Miel ou Mort, le goût du décès

Sorti ce vendredi 15 mai, Miel ou Mort de dasein foshan se présente comme un EP à l’univers finement ficelé et imagé. Mais plus encore, derrière les prods de nitro251 et les flows lents de dasein se cache un profond attrait à la mélancolie entraînant l’artiste et donc l’auditeur au cœur d’un projet où la mort semble (presque) savoureuse. Si les abeilles butinent les fleurs pour en extraire un miel doux et sucré, dasein foshan préfère prendre appui sur des bribes d’histoires rendant la mort alléchante.

Miel ou Mort, le goût du décès

Le projet n’est pas très long, c’est un EP 6 titres auquel s’ajoutent 3 interludes de 33 secondes chacune. Autant dire qu’il s’écoute aisément. Un aller-retour au tabac, une promenade dans le parc à côté pour faire pisser son chien. Voici alors que l’EP se conclut tandis que la magie de l’aléatoire nous transporte vers notre album favori de Bigflo & Oli. Changement d’ambiance radical.

Plus sérieusement, s’il se présente comme pris de passion pour des penseurs comme Schopenhauer ou encore Kierkegaard, on ne peut que s’attarder plus longuement sur le pseudo qu’il embrasse.

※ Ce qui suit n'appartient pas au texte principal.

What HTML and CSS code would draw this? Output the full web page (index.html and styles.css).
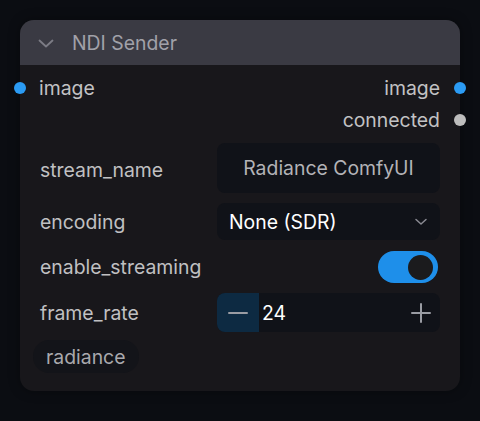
FILE: index.html
```html
<!DOCTYPE html>
<html>
<head>
<meta charset="utf-8">
<link rel="stylesheet" href="styles.css">
</head>
<body>
<div class="node">
  <div class="header">
    <svg class="chev" width="16" height="9" viewBox="0 0 16 9"><path d="M1.5 1.5 L8 7.5 L14.5 1.5" fill="none" stroke="#7c7c85" stroke-width="1.8" stroke-linecap="round" stroke-linejoin="round"/></svg>
    <span class="title">NDI Sender</span>
  </div>
  <div class="slots">
    <div class="slot-row">
      <div class="slot in"><span class="dot blue"></span><span class="slot-label">image</span></div>
      <div class="slot out"><span class="slot-label">image</span><span class="dot blue"></span></div>
    </div>
    <div class="slot-row">
      <div class="slot out"><span class="slot-label">connected</span><span class="dot grey"></span></div>
    </div>
  </div>
  <div class="widgets">
    <div class="wrow r-stream">
      <span class="wlabel">stream_name</span>
      <div class="field text-field">Radiance ComfyUI</div>
    </div>
    <div class="wrow r-enc">
      <span class="wlabel">encoding</span>
      <div class="field select-field"><span class="val">None (SDR)</span>
        <svg width="14" height="8" viewBox="0 0 14 8"><path d="M2 1.5 L7 6 L12 1.5" fill="none" stroke="#8a8a92" stroke-width="1.5" stroke-linecap="round" stroke-linejoin="round"/></svg>
      </div>
    </div>
    <div class="wrow r-toggle">
      <span class="wlabel">enable_streaming</span>
      <div class="toggle"><span class="knob"></span></div>
    </div>
    <div class="wrow r-num">
      <span class="wlabel">frame_rate</span>
      <div class="field num-field">
        <span class="minus"><svg width="20" height="20" viewBox="0 0 20 20"><path d="M1 10 H19" stroke="#9a9ca3" stroke-width="2" stroke-linecap="round"/></svg></span>
        <span class="val">24</span>
        <span class="plus"><svg width="20" height="20" viewBox="0 0 20 20"><path d="M1 10 H19 M10 1 V19" stroke="#9a9ca3" stroke-width="2" stroke-linecap="round"/></svg></span>
      </div>
    </div>
    <div class="wrow r-chip">
      <span class="chip">radiance</span>
    </div>
  </div>
</div>
</body>
</html>
```
FILE: styles.css
```css
html, body { margin: 0; padding: 0; }
body {
  background: #0b0d12;
  width: 480px;
  height: 421px;
  padding: 20px 0 0 20px;
  box-sizing: border-box;
  font-family: Inter, "Noto Sans", sans-serif;
  font-size: 19.4px;
  color: #bdbdbf;
}
.node {
  width: 440px;
  height: 371px;
  background: #18171b;
  border-radius: 14px;
  box-shadow: 0 0 12px rgba(0,0,0,0.35);
  position: relative;
}
.header {
  height: 45px;
  background: #3a3a43;
  border-radius: 14px 14px 0 0;
  display: flex;
  align-items: center;
  padding-left: 18px;
  gap: 18px;
}
.chev { margin-top: 1px; }
.title { color: #a1a1a9; }
.slots { padding-top: 7px; }
.slot-row {
  height: 32px;
  display: flex;
  align-items: center;
  justify-content: space-between;
}
.slot-row:last-child { justify-content: flex-end; }
.slot { display: flex; align-items: center; }
.slot.in { margin-left: -6px; gap: 13px; }
.slot.out { margin-right: -6px; gap: 14px; }
.dot { width: 12px; height: 12px; border-radius: 50%; display: inline-block; }
.dot.blue { background: #2b9bf4; }
.dot.grey { background: #bdbdbd; }
.slot-label { color: #c2c2c4; }
.widgets {
  padding: 7px 20px 0 20px;
  display: flex;
  flex-direction: column;
}
.wrow { display: flex; align-items: center; justify-content: space-between; }
.wlabel { color: #c0c0c2; }
.r-stream { height: 50px; }
.r-stream .wlabel { margin-top: 3px; }
.r-enc { height: 37px; margin-top: 10px; }
.r-toggle { height: 32px; margin-top: 11px; padding-right: 2px; }
.r-num { height: 39px; margin-top: 10px; }
.r-chip { height: 33px; margin-top: 8px; margin-left: -7px; }
.field {
  width: 223px;
  height: 100%;
  background: #101218;
  border-radius: 8px;
  box-sizing: border-box;
}
.text-field {
  display: flex; align-items: center; justify-content: center;
  color: #b3b3b7;
}
.select-field {
  display: flex; align-items: center; justify-content: space-between;
  padding: 0 12px 0 12px;
  color: #ffffff;
}
.toggle {
  width: 60px; height: 32px;
  border-radius: 16px;
  background: #1e8fea;
  display: flex; align-items: center; justify-content: flex-end;
  padding-right: 5px;
  box-sizing: border-box;
}
.knob { width: 25px; height: 25px; border-radius: 50%; background: #1b1b1d; }
.num-field {
  display: flex; align-items: center;
  padding-right: 9px;
}
.minus {
  width: 42px; height: 100%;
  background: #0d2a42;
  border-radius: 8px 0 0 8px;
  display: flex; align-items: center; justify-content: center;
}
.num-field .val { color: #ffffff; margin-left: 3px; flex: 1; }
.plus { display: flex; align-items: center; }
.chip {
  height: 33px;
  display: flex; align-items: center;
  padding: 0 13px;
  background: #131419;
  border-radius: 16px;
  color: #a9a9ad;
}
```
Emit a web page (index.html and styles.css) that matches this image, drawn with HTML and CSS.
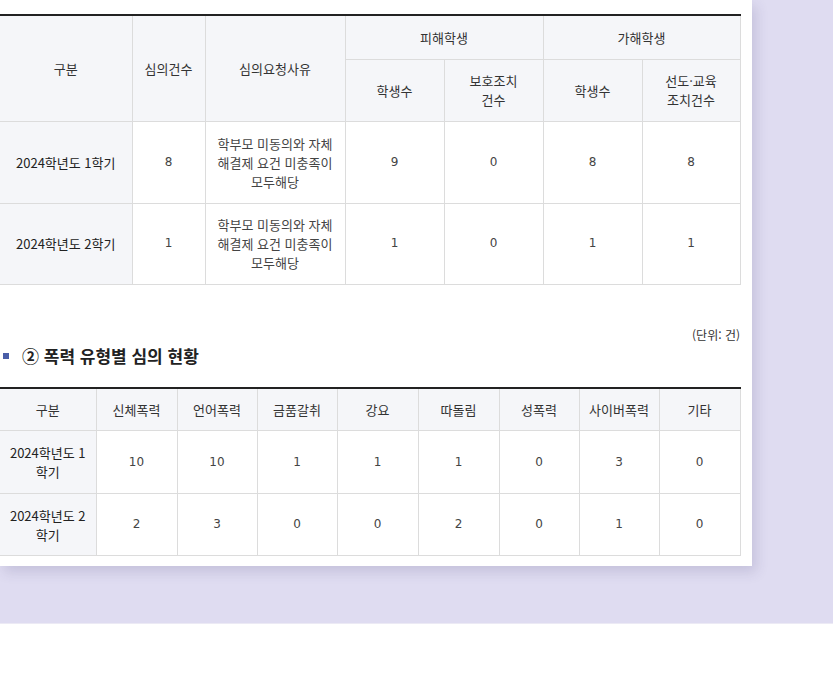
FILE: index.html
```html
<!DOCTYPE html>
<html lang="ko">
<head>
<meta charset="utf-8">
<link rel="stylesheet" href="styles.css">
</head>
<body>
<div class="stage">
  <div class="card">
    <table class="tbl tbl1">
      <colgroup>
        <col style="width:132px"><col style="width:73px"><col style="width:140px"><col style="width:99px"><col style="width:99px"><col style="width:99px"><col style="width:98px">
      </colgroup>
      <thead>
        <tr class="h1">
          <th rowspan="2">구분</th>
          <th rowspan="2">심의건수</th>
          <th rowspan="2">심의요청사유</th>
          <th colspan="2">피해학생</th>
          <th colspan="2">가해학생</th>
        </tr>
        <tr class="h2">
          <th>학생수</th>
          <th>보호조치<br>건수</th>
          <th>학생수</th>
          <th>선도·교육<br>조치건수</th>
        </tr>
      </thead>
      <tbody>
        <tr class="d1">
          <th class="rowh">2024학년도 1학기</th>
          <td>8</td>
          <td class="txt">학부모 미동의와 자체<br>해결제 요건 미충족이<br>모두해당</td>
          <td>9</td>
          <td>0</td>
          <td>8</td>
          <td>8</td>
        </tr>
        <tr class="d2">
          <th class="rowh">2024학년도 2학기</th>
          <td>1</td>
          <td class="txt">학부모 미동의와 자체<br>해결제 요건 미충족이<br>모두해당</td>
          <td>1</td>
          <td>0</td>
          <td>1</td>
          <td>1</td>
        </tr>
      </tbody>
    </table>

    <p class="unit">(단위: 건)</p>
    <h3 class="sub-title">② 폭력 유형별 심의 현황</h3>

    <table class="tbl tbl2">
      <colgroup>
        <col style="width:96px"><col style="width:81px"><col style="width:80px"><col style="width:80px"><col style="width:81px"><col style="width:81px"><col style="width:80px"><col style="width:80px"><col style="width:81px">
      </colgroup>
      <thead>
        <tr class="h1">
          <th>구분</th>
          <th>신체폭력</th>
          <th>언어폭력</th>
          <th>금품갈취</th>
          <th>강요</th>
          <th>따돌림</th>
          <th>성폭력</th>
          <th>사이버폭력</th>
          <th>기타</th>
        </tr>
      </thead>
      <tbody>
        <tr class="d1">
          <th class="rowh">2024학년도 1<br>학기</th>
          <td>10</td><td>10</td><td>1</td><td>1</td><td>1</td><td>0</td><td>3</td><td>0</td>
        </tr>
        <tr class="d2">
          <th class="rowh">2024학년도 2<br>학기</th>
          <td>2</td><td>3</td><td>0</td><td>0</td><td>2</td><td>0</td><td>1</td><td>0</td>
        </tr>
      </tbody>
    </table>
  </div>
</div>
</body>
</html>
```

FILE: styles.css
```css
* { box-sizing: border-box; }
html, body { margin: 0; padding: 0; background: #ffffff; }
body {
  font-family: "Noto Sans CJK KR", "Noto Sans", sans-serif;
  color: #333;
  width: 833px;
  overflow: hidden;
}
.stage {
  background: #dfdcf1;
  height: 624px;
  border-bottom: 1px solid #eceaf5;
}
.card {
  width: 752px;
  height: 566px;
  background: #fff;
  padding: 14px 12px 0 0;
  box-shadow: 4px 6px 12px rgba(60, 55, 110, 0.16);
}
.tbl {
  width: 740px;
  border-collapse: collapse;
  table-layout: fixed;
  border-top: 2px solid #222;
  font-size: 13px;
  line-height: 19px;
}
.tbl th, .tbl td {
  border: 1px solid #dcdcdc;
  padding: 9px 4px;
  text-align: center;
  vertical-align: middle;
}
.tbl tr:first-child th { border-top: 0; }
.tbl th:first-child, .tbl td:first-child { border-left: 0; }
.tbl th {
  background: #f5f6f9;
  font-weight: 400;
  color: #333;
}
.tbl th.rowh { color: #222; }
.tbl td {
  background: #fff;
  font-family: "DejaVu Sans", "Noto Sans CJK KR", sans-serif;
  font-size: 12px;
  color: #444;
}
.tbl td.txt {
  font-family: "Noto Sans CJK KR", sans-serif;
  font-size: 13px;
  color: #444;
}
.tbl1 .h1 { height: 44px; }
.tbl1 .h2 { height: 62px; }
.tbl1 .d1 { height: 82px; }
.tbl1 .d2 { height: 81px; }
.unit {
  margin: 41px 0 0;
  width: 740px;
  text-align: right;
  font-size: 12px;
  line-height: 18px;
  color: #333;
}
.sub-title {
  margin: 0 0 19px;
  font-size: 17px;
  line-height: 24px;
  font-weight: 700;
  color: #222;
  display: flex;
  align-items: center;
  gap: 13px;
  padding-left: 3px;
}
.sub-title::before {
  content: "";
  width: 6px;
  height: 6px;
  background: #4a5ea8;
  flex: none;
}
.tbl2 .h1 { height: 43px; }
.tbl2 .d1 { height: 63px; }
.tbl2 .d2 { height: 62px; }
```
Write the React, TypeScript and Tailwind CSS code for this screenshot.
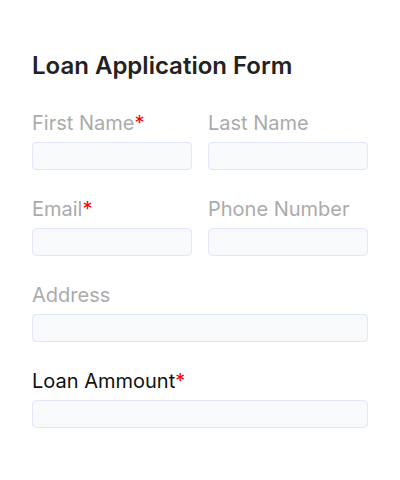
import React from "react";

function Field({ label, required, dark, className }: { label: string; required?: boolean; dark?: boolean; className?: string }) {
  return (
    <div className={"flex flex-col " + (className ?? "")}>
      <label className={"text-xl leading-7 " + (dark ? "text-[#111111]" : "text-[#ababab]")}>
        {label}
        {required && <span className="text-[#ff0000]">*</span>}
      </label>
      <input className="mt-[5px] h-7 w-full rounded-[4px] border border-[#e2e6fb] bg-[#f8f9fb] outline-none" />
    </div>
  );
}

export default function App() {
  return (
    <div className="w-[400px] h-[480px] bg-white px-8 pt-[50px]" style={{ fontFamily: "Inter, 'Noto Sans', sans-serif" }}>
      <h1 className="text-2xl leading-8 font-semibold text-[#222222]">Loan Application Form</h1>
      <div className="mt-[27px] grid grid-cols-2 gap-x-4 gap-y-[25px]">
        <Field label="First Name" required />
        <Field label="Last Name" />
        <Field label="Email" required />
        <Field label="Phone Number" />
        <Field label="Address" className="col-span-2" />
        <Field label="Loan Ammount" required dark className="col-span-2" />
      </div>
    </div>
  );
}
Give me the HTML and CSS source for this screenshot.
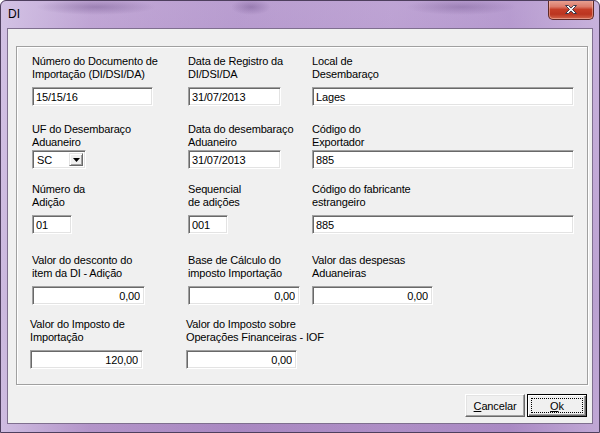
FILE: index.html
```html
<!DOCTYPE html>
<html lang="pt">
	<head>
		<meta charset="UTF-8" />
		<title>DI</title>
		<link rel="stylesheet" href="styles.css">
	</head>
	<body>
		<div class="window">
			<div class="titlebar">
				<span class="title">DI</span>
				<button class="close-btn" title="Fechar">
					<svg width="14" height="11" viewBox="0 0 14 11">
						<path d="M1.5 1.5h3l2.5 2.6 2.5-2.6h3l-4 4 4 4h-3l-2.5-2.6-2.5 2.6h-3l4-4z" fill="#fff" stroke="#3a3a4a" stroke-width="1" stroke-linejoin="round" />
					</svg>
				</button>
			</div>

			<div class="client">
				<div class="group">
					<div class="row row-1">
						<div class="field col-1">
							<label>Número do Documento de<br />Importação (DI/DSI/DA)</label>
							<input type="text" class="w-121" value="15/15/16" />
						</div>
						<div class="field col-2">
							<label>Data de Registro da<br />DI/DSI/DA</label>
							<input type="text" class="w-93" value="31/07/2013" />
						</div>
						<div class="field col-3">
							<label>Local de<br />Desembaraço</label>
							<input type="text" class="w-262" value="Lages" />
						</div>
					</div>

					<div class="row row-2">
						<div class="field col-1">
							<label>UF do Desembaraço<br />Aduaneiro</label>
							<div class="combo">
								<span class="combo-value">SC</span>
								<span class="combo-btn">
									<svg width="7" height="4" viewBox="0 0 7 4"><path d="M0 0h7L3.5 4z" fill="#000" /></svg>
								</span>
							</div>
						</div>
						<div class="field col-2">
							<label>Data do desembaraço<br />Aduaneiro</label>
							<input type="text" class="w-93" value="31/07/2013" />
						</div>
						<div class="field col-3">
							<label>Código do<br />Exportador</label>
							<input type="text" class="w-262" value="885" />
						</div>
					</div>

					<div class="row row-3">
						<div class="field col-1">
							<label>Número da<br />Adição</label>
							<input type="text" class="w-40" value="01" />
						</div>
						<div class="field col-2">
							<label>Sequencial<br />de adições</label>
							<input type="text" class="w-40" value="001" />
						</div>
						<div class="field col-3">
							<label>Código do fabricante<br />estrangeiro</label>
							<input type="text" class="w-262" value="885" />
						</div>
					</div>

					<div class="row row-4">
						<div class="field col-1">
							<label>Valor do desconto do<br />item da DI - Adição</label>
							<input type="text" class="w-113 num" value="0,00" />
						</div>
						<div class="field col-2">
							<label>Base de Cálculo do<br />imposto Importação</label>
							<input type="text" class="w-112 num" value="0,00" />
						</div>
						<div class="field col-3">
							<label>Valor das despesas<br />Aduaneiras</label>
							<input type="text" class="w-121 num" value="0,00" />
						</div>
					</div>

					<div class="row row-5">
						<div class="field col-1">
							<label>Valor do Imposto de<br />Importação</label>
							<input type="text" class="w-113 num" value="120,00" />
						</div>
						<div class="field col-2">
							<label>Valor do Imposto sobre<br />Operações Financeiras - IOF</label>
							<input type="text" class="w-111 num" value="0,00" />
						</div>
					</div>
				</div>

				<div class="actions">
					<button class="btn"><u>C</u>ancelar</button>
					<button class="btn default"><span class="focus"><u>O</u>k</span></button>
				</div>
			</div>
		</div>
	</body>
</html>
```

FILE: styles.css
```css
body {
	margin: 0;
	font-family: "Liberation Sans", Arial, sans-serif;
	font-size: 11px;
	letter-spacing: -0.15px;
	color: #000;
	background-color: #ffffff;
}
.window {
	width: 600px;
	height: 433px;
	box-sizing: border-box;
	border: 1px solid #4e3f5e;
	border-radius: 6px 6px 0 0;
	background-color: #ad8fc2;
	background-image:
		radial-gradient(ellipse 60px 8px at 95px 6px, rgba(90, 60, 120, 0.35), transparent),
		radial-gradient(ellipse 20px 8px at 250px 6px, rgba(90, 60, 120, 0.35), transparent),
		radial-gradient(ellipse 55px 8px at 460px 6px, rgba(90, 60, 120, 0.3), transparent),
		linear-gradient(
			to right,
			rgba(215, 200, 232, 0.8) 0%,
			rgba(190, 160, 212, 0.3) 15%,
			rgba(150, 110, 185, 0.2) 40%,
			rgba(175, 140, 205, 0.2) 65%,
			rgba(160, 125, 195, 0.3) 85%,
			rgba(205, 185, 225, 0.6) 100%
		),
		linear-gradient(to bottom, #c2aad6 0%, #b394c9 40%, #a282bb 70%, #ae8fc4 100%);
	overflow: hidden;
}
.titlebar {
	display: flex;
	align-items: flex-start;
	height: 27px;
}
.title {
	font-size: 12px;
	line-height: 15px;
	letter-spacing: 0;
	padding: 6px 0 0 7px;
	color: #000;
}
.close-btn {
	margin-left: auto;
	margin-right: 5px;
	margin-top: -1px;
	width: 46px;
	height: 20px;
	padding: 0;
	border: 1px solid #5e2a26;
	border-top: none;
	border-radius: 0 0 5px 5px;
	background: linear-gradient(
		to bottom,
		#e9a597 0%,
		#dc7b6a 35%,
		#c53d27 50%,
		#bb3520 75%,
		#d2654b 100%
	);
	box-shadow: inset 0 0 0 1px rgba(255, 210, 200, 0.45);
	display: flex;
	align-items: center;
	justify-content: center;
}
.client {
	margin: 0 6px;
	height: 396px;
	box-sizing: border-box;
	border: 1px solid #7f6f8f;
	background-color: #f0f0f0;
	padding-top: 17px;
}
.group {
	margin-left: 8px;
	width: 572px;
	height: 339px;
	box-sizing: border-box;
	border: 1px solid #a0a0a0;
	box-shadow: inset 1px 1px 0 #fff, 1px 1px 0 #fff;
	padding: 8px 0 0 15px;
}
.row {
	display: flex;
}
.row-2 {
	margin-top: 17px;
}
.row-3 {
	margin-top: 14px;
}
.row-4 {
	margin-top: 20px;
}
.row-5 {
	margin-top: 13px;
	margin-left: -2px;
}
.field {
	display: flex;
	flex-direction: column;
	align-items: flex-start;
}
.col-1 {
	width: 156px;
}
.col-2 {
	width: 124px;
}
.col-3 {
	flex: 1;
}
.field label {
	line-height: 13px;
	height: 26px;
	margin-bottom: 6px;
	white-space: nowrap;
}
.row-2 .field label {
	margin-bottom: 1px;
}
.field input {
	height: 19px;
	box-sizing: border-box;
	margin: 0;
	padding: 0 3px;
	font-family: inherit;
	font-size: 11px;
	letter-spacing: -0.15px;
	color: #000;
	background-color: #fff;
	border-style: solid;
	border-width: 1px;
	border-color: #a0a0a0 #fff #fff #a0a0a0;
	box-shadow: inset 1px 1px 0 #696969, inset -1px -1px 0 #e3e3e3;
	outline: none;
}
.field input.num {
	text-align: right;
	padding-right: 4px;
}
.w-40 {
	width: 40px;
}
.w-93 {
	width: 93px;
}
.w-111 {
	width: 111px;
}
.w-112 {
	width: 112px;
}
.w-113 {
	width: 113px;
}
.w-121 {
	width: 121px;
}
.w-262 {
	width: 262px;
}
.combo {
	width: 54px;
	height: 19px;
	box-sizing: border-box;
	display: flex;
	align-items: center;
	background-color: #fff;
	border-style: solid;
	border-width: 1px;
	border-color: #a0a0a0 #fff #fff #a0a0a0;
	box-shadow: inset 1px 1px 0 #696969, inset -1px -1px 0 #e3e3e3;
	padding: 2px 2px 2px 4px;
}
.combo-value {
	flex: 1;
}
.combo-btn {
	width: 14px;
	height: 13px;
	box-sizing: border-box;
	display: flex;
	align-items: center;
	justify-content: center;
	background-color: #f0f0f0;
	border-style: solid;
	border-width: 1px;
	border-color: #e3e3e3 #696969 #696969 #e3e3e3;
	box-shadow: inset 1px 1px 0 #fff, inset -1px -1px 0 #a0a0a0;
}
.actions {
	display: flex;
	justify-content: flex-end;
	gap: 2px;
	margin-top: 9px;
	padding-right: 5px;
}
.btn {
	width: 60px;
	height: 23px;
	box-sizing: border-box;
	margin: 0;
	padding: 0;
	font-family: inherit;
	font-size: 11px;
	letter-spacing: -0.15px;
	color: #000;
	background-color: #f0f0f0;
	border-style: solid;
	border-width: 1px;
	border-color: #fff #696969 #696969 #fff;
	box-shadow: inset -1px -1px 0 #a0a0a0, inset 1px 1px 0 #e3e3e3;
}
.btn.default {
	border: 1px solid #000;
	box-shadow: inset 1px 1px 0 #fff, inset -1px -1px 0 #696969, inset -2px -2px 0 #a0a0a0;
	padding: 3px;
}
.btn .focus {
	display: flex;
	align-items: center;
	justify-content: center;
	height: 100%;
	box-sizing: border-box;
	border: 1px dotted #000;
}
```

C’est avec le philosophe Heidegger que le terme « Dasein » viendra à prendre plus de poids dans les pensées philosophiques. Le Dasein revient à l’être qui frôle la mort avec récurrence. Il a alors conscience de celle-ci et de son apparition inévitable mais il se caractérise également par une façon de vivre seul ; et surtout dans un monde qui lui est propre. A l’écoute de Miel ou Mort les liens se font alors avec une justesse précieuse et parfois même inquiétante.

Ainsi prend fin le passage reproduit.